## Task directions
Retype, word for word, the lines between the ones holding "TypeScript and Tailwind CSS." and "pt-[21px] text-[28px] leading-[36px]", inclusive; pictures stay out of the copy.

Code that builds pages
━━━━━━━━

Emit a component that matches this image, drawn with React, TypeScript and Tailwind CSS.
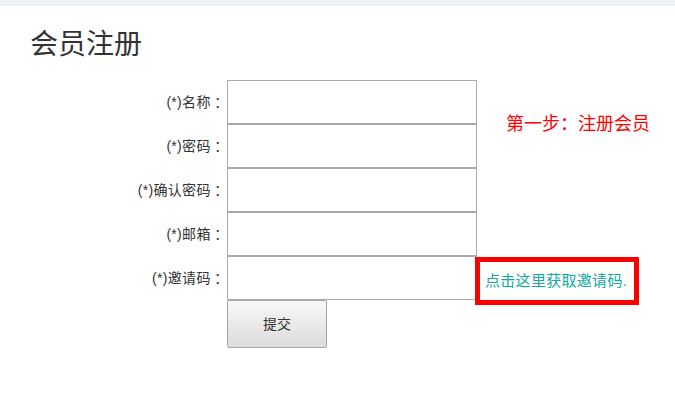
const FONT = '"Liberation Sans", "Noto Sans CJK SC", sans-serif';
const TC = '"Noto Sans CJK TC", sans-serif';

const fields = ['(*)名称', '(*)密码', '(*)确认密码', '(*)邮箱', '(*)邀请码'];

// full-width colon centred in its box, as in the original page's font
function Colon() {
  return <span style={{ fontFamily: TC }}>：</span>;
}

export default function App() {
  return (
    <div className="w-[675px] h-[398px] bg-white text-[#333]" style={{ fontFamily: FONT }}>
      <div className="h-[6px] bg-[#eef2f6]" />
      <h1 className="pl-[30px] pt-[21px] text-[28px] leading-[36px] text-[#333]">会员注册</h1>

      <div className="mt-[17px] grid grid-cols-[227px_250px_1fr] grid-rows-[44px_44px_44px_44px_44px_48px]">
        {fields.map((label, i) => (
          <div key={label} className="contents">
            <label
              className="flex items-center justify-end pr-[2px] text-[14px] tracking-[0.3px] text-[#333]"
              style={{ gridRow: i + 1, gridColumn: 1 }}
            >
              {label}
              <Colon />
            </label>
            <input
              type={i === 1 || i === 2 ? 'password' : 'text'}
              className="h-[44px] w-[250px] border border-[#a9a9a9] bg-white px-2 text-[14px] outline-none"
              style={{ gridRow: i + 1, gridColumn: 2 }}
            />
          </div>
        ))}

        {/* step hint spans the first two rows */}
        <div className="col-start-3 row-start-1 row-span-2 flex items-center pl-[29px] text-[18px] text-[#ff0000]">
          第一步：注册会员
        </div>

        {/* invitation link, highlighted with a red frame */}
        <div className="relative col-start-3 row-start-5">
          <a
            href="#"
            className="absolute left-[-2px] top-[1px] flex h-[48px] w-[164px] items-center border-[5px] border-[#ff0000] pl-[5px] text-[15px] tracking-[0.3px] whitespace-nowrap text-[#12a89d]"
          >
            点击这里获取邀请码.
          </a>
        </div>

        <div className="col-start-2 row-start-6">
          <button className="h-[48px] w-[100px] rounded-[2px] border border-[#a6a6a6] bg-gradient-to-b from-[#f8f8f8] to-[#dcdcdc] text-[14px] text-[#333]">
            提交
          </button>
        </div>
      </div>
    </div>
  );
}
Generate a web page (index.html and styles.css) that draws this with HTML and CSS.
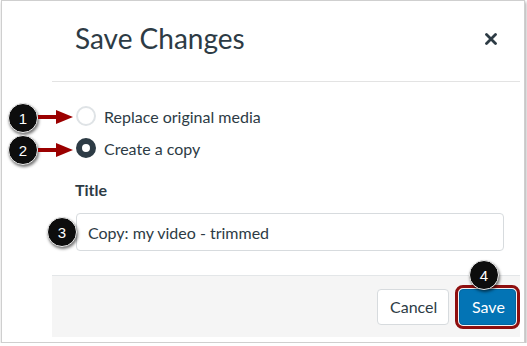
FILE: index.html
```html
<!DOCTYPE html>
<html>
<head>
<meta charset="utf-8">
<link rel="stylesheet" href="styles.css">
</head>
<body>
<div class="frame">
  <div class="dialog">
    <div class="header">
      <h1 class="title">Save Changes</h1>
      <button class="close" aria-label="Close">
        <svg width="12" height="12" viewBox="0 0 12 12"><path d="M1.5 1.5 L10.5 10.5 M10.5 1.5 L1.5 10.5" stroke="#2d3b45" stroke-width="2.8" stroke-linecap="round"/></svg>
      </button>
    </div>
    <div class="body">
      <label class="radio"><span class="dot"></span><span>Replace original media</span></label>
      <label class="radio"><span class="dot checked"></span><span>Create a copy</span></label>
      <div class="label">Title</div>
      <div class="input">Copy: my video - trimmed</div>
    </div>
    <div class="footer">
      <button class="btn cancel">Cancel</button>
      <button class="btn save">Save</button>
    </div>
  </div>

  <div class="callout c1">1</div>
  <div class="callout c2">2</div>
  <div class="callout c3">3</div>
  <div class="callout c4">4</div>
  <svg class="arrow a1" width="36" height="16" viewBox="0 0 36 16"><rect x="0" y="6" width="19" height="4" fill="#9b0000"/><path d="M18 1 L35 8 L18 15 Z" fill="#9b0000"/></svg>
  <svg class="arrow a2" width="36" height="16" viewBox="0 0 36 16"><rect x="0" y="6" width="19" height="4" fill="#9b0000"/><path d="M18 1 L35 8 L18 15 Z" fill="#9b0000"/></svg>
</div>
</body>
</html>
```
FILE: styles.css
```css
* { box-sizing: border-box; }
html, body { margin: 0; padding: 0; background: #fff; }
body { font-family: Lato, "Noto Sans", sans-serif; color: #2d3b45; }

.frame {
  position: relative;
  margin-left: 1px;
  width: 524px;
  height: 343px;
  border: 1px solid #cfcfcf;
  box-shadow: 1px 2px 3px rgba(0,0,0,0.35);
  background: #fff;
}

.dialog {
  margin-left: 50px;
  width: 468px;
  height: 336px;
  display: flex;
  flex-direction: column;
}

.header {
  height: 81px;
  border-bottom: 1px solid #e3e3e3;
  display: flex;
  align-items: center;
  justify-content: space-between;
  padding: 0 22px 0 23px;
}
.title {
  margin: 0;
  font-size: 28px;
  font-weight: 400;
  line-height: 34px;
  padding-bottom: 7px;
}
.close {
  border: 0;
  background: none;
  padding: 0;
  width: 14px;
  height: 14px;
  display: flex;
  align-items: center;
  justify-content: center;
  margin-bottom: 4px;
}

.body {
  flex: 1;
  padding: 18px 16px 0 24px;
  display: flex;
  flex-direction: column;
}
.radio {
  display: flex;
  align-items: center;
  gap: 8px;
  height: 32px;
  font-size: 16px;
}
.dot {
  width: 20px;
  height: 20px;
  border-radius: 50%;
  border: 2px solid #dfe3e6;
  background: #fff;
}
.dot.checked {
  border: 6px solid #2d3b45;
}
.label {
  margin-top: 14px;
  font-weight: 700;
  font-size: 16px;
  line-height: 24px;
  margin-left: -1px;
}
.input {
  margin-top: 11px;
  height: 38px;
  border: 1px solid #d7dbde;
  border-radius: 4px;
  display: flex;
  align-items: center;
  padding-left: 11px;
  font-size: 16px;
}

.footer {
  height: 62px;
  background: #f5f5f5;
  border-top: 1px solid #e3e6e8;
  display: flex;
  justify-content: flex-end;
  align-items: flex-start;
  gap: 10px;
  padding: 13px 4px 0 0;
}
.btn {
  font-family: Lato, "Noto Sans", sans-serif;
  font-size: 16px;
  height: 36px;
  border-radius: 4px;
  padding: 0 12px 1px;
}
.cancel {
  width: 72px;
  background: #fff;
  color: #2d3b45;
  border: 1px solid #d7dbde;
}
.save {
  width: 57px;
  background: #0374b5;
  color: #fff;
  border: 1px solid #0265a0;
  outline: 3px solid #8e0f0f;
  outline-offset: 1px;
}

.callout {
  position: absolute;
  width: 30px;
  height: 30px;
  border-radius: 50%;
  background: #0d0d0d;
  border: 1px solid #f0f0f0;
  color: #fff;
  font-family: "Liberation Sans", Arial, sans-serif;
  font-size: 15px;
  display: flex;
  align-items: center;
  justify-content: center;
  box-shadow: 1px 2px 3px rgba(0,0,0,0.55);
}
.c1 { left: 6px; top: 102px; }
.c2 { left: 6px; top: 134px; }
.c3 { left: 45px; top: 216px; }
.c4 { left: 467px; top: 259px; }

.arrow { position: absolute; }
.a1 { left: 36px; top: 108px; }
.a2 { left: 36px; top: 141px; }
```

━━━━━━━━

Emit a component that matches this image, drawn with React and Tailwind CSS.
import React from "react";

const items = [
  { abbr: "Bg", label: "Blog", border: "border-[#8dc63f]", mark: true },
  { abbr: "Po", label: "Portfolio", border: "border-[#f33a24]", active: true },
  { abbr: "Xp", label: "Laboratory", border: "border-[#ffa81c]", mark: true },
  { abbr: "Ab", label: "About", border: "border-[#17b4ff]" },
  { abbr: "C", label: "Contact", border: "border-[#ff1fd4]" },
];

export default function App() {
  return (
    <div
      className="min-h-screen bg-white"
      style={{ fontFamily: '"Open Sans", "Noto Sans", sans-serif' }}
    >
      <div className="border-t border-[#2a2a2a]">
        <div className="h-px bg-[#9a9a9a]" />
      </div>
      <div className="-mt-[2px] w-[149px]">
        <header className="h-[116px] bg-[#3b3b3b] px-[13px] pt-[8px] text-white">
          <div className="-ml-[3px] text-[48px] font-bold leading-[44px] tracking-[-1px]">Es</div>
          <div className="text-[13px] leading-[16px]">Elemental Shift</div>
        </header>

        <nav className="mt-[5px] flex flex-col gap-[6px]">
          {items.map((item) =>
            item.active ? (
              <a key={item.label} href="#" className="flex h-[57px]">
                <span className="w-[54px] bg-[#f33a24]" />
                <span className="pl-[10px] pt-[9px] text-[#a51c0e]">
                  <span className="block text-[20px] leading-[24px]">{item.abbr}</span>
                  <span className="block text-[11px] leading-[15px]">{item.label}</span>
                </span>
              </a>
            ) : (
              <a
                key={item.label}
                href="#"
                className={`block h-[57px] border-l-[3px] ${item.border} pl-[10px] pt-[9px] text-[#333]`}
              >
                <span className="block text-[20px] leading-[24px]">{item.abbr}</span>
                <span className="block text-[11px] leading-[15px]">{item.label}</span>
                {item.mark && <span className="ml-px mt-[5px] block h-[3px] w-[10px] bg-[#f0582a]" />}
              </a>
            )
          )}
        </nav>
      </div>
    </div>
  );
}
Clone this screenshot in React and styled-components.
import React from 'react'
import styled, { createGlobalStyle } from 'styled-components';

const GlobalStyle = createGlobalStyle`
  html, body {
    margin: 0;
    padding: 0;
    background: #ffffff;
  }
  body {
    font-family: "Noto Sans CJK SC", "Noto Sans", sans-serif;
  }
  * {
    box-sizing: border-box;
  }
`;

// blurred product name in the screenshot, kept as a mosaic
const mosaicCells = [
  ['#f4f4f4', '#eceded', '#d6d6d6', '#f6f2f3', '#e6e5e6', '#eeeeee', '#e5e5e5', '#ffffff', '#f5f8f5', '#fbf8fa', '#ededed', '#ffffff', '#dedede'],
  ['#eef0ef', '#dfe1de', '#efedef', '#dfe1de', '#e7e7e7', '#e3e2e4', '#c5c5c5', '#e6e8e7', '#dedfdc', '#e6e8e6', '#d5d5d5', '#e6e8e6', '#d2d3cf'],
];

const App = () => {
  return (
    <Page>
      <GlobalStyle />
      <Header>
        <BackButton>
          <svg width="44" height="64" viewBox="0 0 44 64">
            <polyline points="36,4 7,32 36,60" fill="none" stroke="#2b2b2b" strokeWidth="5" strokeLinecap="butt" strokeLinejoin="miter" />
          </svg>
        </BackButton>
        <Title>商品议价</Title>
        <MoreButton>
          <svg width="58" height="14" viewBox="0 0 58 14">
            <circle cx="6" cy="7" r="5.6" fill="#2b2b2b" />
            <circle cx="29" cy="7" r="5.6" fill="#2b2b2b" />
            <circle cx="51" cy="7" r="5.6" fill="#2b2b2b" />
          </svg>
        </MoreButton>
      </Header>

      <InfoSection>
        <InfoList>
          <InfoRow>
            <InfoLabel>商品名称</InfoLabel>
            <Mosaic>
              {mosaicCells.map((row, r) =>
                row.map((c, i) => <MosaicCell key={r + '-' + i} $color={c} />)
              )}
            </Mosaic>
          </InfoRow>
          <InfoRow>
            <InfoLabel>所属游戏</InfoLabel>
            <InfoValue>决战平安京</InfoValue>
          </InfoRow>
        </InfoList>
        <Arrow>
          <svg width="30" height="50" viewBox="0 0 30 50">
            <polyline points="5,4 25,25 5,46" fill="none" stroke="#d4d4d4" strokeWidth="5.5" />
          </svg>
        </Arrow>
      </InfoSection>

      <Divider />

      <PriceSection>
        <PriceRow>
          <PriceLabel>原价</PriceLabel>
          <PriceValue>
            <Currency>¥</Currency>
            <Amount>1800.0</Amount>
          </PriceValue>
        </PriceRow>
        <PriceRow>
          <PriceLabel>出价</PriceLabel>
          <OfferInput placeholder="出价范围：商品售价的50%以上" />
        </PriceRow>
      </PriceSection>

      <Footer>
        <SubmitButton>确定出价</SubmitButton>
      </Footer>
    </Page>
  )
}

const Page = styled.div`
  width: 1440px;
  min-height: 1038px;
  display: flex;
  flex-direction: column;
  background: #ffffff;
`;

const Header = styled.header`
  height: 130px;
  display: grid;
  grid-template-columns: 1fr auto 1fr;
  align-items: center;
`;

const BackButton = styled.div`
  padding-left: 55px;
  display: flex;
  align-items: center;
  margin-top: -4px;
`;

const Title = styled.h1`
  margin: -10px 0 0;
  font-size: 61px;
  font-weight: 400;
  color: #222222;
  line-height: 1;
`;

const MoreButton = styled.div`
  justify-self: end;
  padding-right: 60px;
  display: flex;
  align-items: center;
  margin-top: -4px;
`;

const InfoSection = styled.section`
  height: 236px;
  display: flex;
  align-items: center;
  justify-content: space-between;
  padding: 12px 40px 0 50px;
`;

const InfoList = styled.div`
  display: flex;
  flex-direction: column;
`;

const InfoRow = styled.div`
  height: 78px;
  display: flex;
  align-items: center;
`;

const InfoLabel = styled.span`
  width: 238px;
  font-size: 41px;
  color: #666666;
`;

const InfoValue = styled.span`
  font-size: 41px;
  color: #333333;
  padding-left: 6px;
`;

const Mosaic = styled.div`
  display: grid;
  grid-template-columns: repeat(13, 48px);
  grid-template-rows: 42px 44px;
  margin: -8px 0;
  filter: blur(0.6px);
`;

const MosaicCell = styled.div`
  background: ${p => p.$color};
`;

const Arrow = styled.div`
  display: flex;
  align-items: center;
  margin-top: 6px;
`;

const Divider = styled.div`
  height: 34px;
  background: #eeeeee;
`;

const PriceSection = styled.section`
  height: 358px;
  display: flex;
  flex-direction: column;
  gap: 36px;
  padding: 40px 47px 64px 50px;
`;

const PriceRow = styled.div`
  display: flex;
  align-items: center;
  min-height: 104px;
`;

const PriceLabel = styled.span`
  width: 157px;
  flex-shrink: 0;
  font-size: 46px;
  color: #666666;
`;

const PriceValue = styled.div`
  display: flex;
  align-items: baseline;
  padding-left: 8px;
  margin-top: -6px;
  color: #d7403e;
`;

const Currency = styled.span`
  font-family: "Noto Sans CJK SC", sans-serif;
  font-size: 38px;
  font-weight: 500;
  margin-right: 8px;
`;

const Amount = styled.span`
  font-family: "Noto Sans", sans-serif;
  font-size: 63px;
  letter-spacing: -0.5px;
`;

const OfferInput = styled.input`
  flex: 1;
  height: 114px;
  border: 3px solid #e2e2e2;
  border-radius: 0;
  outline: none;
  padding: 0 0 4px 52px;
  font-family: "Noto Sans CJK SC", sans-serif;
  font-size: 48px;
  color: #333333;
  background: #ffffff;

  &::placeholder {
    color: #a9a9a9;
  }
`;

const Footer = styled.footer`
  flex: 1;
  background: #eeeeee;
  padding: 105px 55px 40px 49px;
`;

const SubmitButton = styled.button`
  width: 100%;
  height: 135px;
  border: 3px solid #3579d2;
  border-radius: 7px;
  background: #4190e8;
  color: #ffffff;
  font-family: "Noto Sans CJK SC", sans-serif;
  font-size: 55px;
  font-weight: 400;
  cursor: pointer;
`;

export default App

━━━━━━━━

## Solution
Emit a component that matches this image, drawn with React, TypeScript and Tailwind CSS.
const FONT = '"Liberation Sans", "Noto Sans CJK SC", sans-serif';
const TC = '"Noto Sans CJK TC", sans-serif';

const fields = ['(*)名称', '(*)密码', '(*)确认密码', '(*)邮箱', '(*)邀请码'];

// full-width colon centred in its box, as in the original page's font
function Colon() {
  return <span style={{ fontFamily: TC }}>：</span>;
}

export default function App() {
  return (
    <div className="w-[675px] h-[398px] bg-white text-[#333]" style={{ fontFamily: FONT }}>
      <div className="h-[6px] bg-[#eef2f6]" />
      <h1 className="pl-[30px] pt-[21px] text-[28px] leading-[36px] text-[#333]">会员注册</h1>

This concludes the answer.